Frame & Mark
If you don’t already know Frame magazine you need to find an issue. Published from Amsterdam since 1998, it’s been covering international interior design for 50 issues. Two reasons to see it: first, it manages to make the world it covers relevant way beyond its intended audience of interiors specialists, reflecting the wider mixing of design disciplines happening today; second it looks great, courtesy of Dutch design studio COMA.
While Frame does interiors, it’s new sister publication Mark does architecture. This 240 page, large-format, quarterly magazine (at what length does a magazine become a book?) presents a mix of small and major building projects and again makes them interesting to an audience beyond architects.

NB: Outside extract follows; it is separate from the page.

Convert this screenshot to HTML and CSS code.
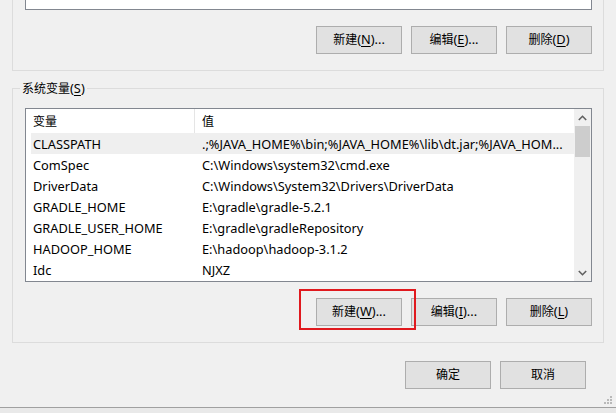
FILE: index.html
```html
<!DOCTYPE html>
<html>
<head>
<meta charset="utf-8">
<link rel="stylesheet" href="styles.css">
</head>
<body>
<div class="dialog">
  <div class="group group-user">
    <div class="list-stub"></div>
    <div class="btn-row">
      <button class="btn">新建<span class="lat">(<u>N</u>)...</span></button>
      <button class="btn">编辑<span class="lat">(<u>E</u>)...</span></button>
      <button class="btn">删除<span class="lat">(<u>D</u>)</span></button>
    </div>
  </div>

  <div class="group group-sys">
    <span class="legend">系统变量<span class="lat">(<u>S</u>)</span></span>
    <div class="list">
      <div class="list-body">
        <div class="head">
          <div class="hcol1">变量</div>
          <div class="hcol2">值</div>
        </div>
        <div class="row sel"><div class="c1">CLASSPATH</div><div class="c2">.;%JAVA_HOME%\bin;%JAVA_HOME%\lib\dt.jar;%JAVA_HOM...</div></div>
        <div class="row"><div class="c1">ComSpec</div><div class="c2">C:\Windows\system32\cmd.exe</div></div>
        <div class="row"><div class="c1">DriverData</div><div class="c2">C:\Windows\System32\Drivers\DriverData</div></div>
        <div class="row"><div class="c1">GRADLE_HOME</div><div class="c2">E:\gradle\gradle-5.2.1</div></div>
        <div class="row"><div class="c1">GRADLE_USER_HOME</div><div class="c2">E:\gradle\gradleRepository</div></div>
        <div class="row"><div class="c1">HADOOP_HOME</div><div class="c2">E:\hadoop\hadoop-3.1.2</div></div>
        <div class="row"><div class="c1">Idc</div><div class="c2">NJXZ</div></div>
      </div>
      <div class="scrollbar">
        <div class="arrow">
          <svg width="9" height="6" viewBox="0 0 9 6"><path d="M0.8 5 L4.5 1.3 L8.2 5" fill="none" stroke="#606060" stroke-width="1.6"/></svg>
        </div>
        <div class="thumb"></div>
        <div class="track"></div>
        <div class="arrow">
          <svg width="9" height="6" viewBox="0 0 9 6"><path d="M0.8 1 L4.5 4.7 L8.2 1" fill="none" stroke="#606060" stroke-width="1.6"/></svg>
        </div>
      </div>
    </div>
    <div class="btn-row">
      <div class="focus-wrap"><button class="btn">新建<span class="lat">(<u>W</u>)...</span></button></div>
      <button class="btn">编辑<span class="lat">(<u>I</u>)...</span></button>
      <button class="btn">删除<span class="lat">(<u>L</u>)</span></button>
    </div>
  </div>

  <div class="footer">
    <button class="btn">确定</button>
    <button class="btn">取消</button>
  </div>

  <svg class="grip" width="9" height="9" viewBox="0 0 9 9">
    <rect x="6" y="0" width="2" height="2" fill="#b9b9b9"/>
    <rect x="3" y="3" width="2" height="2" fill="#b9b9b9"/>
    <rect x="6" y="3" width="2" height="2" fill="#b9b9b9"/>
    <rect x="0" y="6" width="2" height="2" fill="#b9b9b9"/>
    <rect x="3" y="6" width="2" height="2" fill="#b9b9b9"/>
    <rect x="6" y="6" width="2" height="2" fill="#b9b9b9"/>
  </svg>
</div>
</body>
</html>
```

FILE: styles.css
```css
html, body {
  margin: 0;
  padding: 0;
  background: #e9e9e9;
  width: 616px;
  height: 413px;
  overflow: hidden;
}

body {
  font-family: "Noto Sans", "Noto Sans CJK SC", sans-serif;
  font-size: 12px;
  color: #000;
}

.lat {
  font-size: 12.8px;
}

.dialog {
  position: relative;
  box-sizing: border-box;
  height: 408px;
  background: #f0f0f0;
  border-bottom: 1px solid #a0a0a0;
  padding-top: 0;
}

.group {
  margin: 0 12px;
  border: 1px solid #dcdcdc;
}

.group-user {
  border-top: none;
  padding: 0 11px 16px 12px;
}

.list-stub {
  height: 9px;
  background: #fff;
  border: 1px solid #828790;
  border-top: none;
}

.btn-row {
  display: flex;
  justify-content: flex-end;
  gap: 9px;
  margin-top: 16px;
}

.btn {
  box-sizing: border-box;
  width: 86px;
  height: 28px;
  margin: 0;
  padding: 0 0 1px 0;
  background: #e1e1e1;
  border: 1px solid #adadad;
  border-radius: 0;
  font-family: "Noto Sans", "Noto Sans CJK SC", sans-serif;
  font-size: 12px;
  color: #000;
  line-height: 1;
}

.btn u, .legend u {
  text-underline-offset: 2px;
}

.group-sys {
  position: relative;
  margin-top: 17px;
  padding: 19px 11px 16px 12px;
}

.legend {
  position: absolute;
  top: -10px;
  left: 7px;
  padding: 0 2px;
  background: #f0f0f0;
  line-height: 18px;
}

.list {
  display: flex;
  height: 174px;
  box-sizing: border-box;
  background: #fff;
  border: 1px solid #828790;
}

.list-body {
  flex: 1;
  padding-left: 5px;
  overflow: hidden;
}

.head {
  display: flex;
  height: 24px;
  align-items: stretch;
}

.hcol1 {
  box-sizing: border-box;
  width: 164px;
  padding-left: 2px;
  border-right: 1px solid #e5e5e5;
  display: flex;
  align-items: center;
}

.hcol2 {
  padding-left: 7px;
  display: flex;
  align-items: center;
}

.row {
  display: flex;
  height: 21px;
  align-items: center;
  white-space: nowrap;
  font-size: 12.8px;
  padding-top: 1px;
  box-sizing: border-box;
}

.row.sel {
  background: #efefef;
}

.c1 {
  box-sizing: border-box;
  width: 164px;
  padding-left: 2px;
}

.c2 {
  padding-left: 7px;
}

.scrollbar {
  width: 17px;
  display: flex;
  flex-direction: column;
  background: #f0f0f0;
}

.arrow {
  height: 17px;
  display: flex;
  align-items: center;
  justify-content: center;
}

.thumb {
  height: 31px;
  margin: 0 1px;
  background: #cdcdcd;
}

.track {
  flex: 1;
}

.focus-wrap {
  position: relative;
}

.focus-wrap::after {
  content: "";
  position: absolute;
  left: -17px;
  top: -9px;
  width: 113px;
  height: 37px;
  border: 2px solid #e0191e;
  pointer-events: none;
}

.footer {
  display: flex;
  justify-content: flex-end;
  gap: 9px;
  margin-top: 18px;
  padding-right: 30px;
}

.grip {
  position: absolute;
  right: 3px;
  bottom: 2px;
}
```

Reflecting their shared desire to break boundaries, the two magazines are unashamedly designed in the most flamboyant manner. Instead of following the traditional minimalist approach taken by most of design and architecture press, Frame and Mark each use design to express the excitement of the content they are presenting.
Each issue of Frame, published six times a year, has a new set of effects and design tricks, all interesting but never over-indulgent. Mark, designed by Machine, has retained a singular graphic identity for its first two issues that is even more successful than Frame’s design. It uses a small set of tools to create a varied range of designs, as the images below demonstrate.
These are some of the most exciting page designs I’ve seen in a long time. When you analyse what the components of these pages are, there’s very little there: pictures, two typefaces, and plenty of graphic patterning. But the way these parts are combined and overlaid make the pages absolutely electric. The pages are very designed but in a way that adds to, rather than detracts from, the content. Indeed, it’s the content – pictorial and written – that jumps forward from every page, despite the freeform design approach.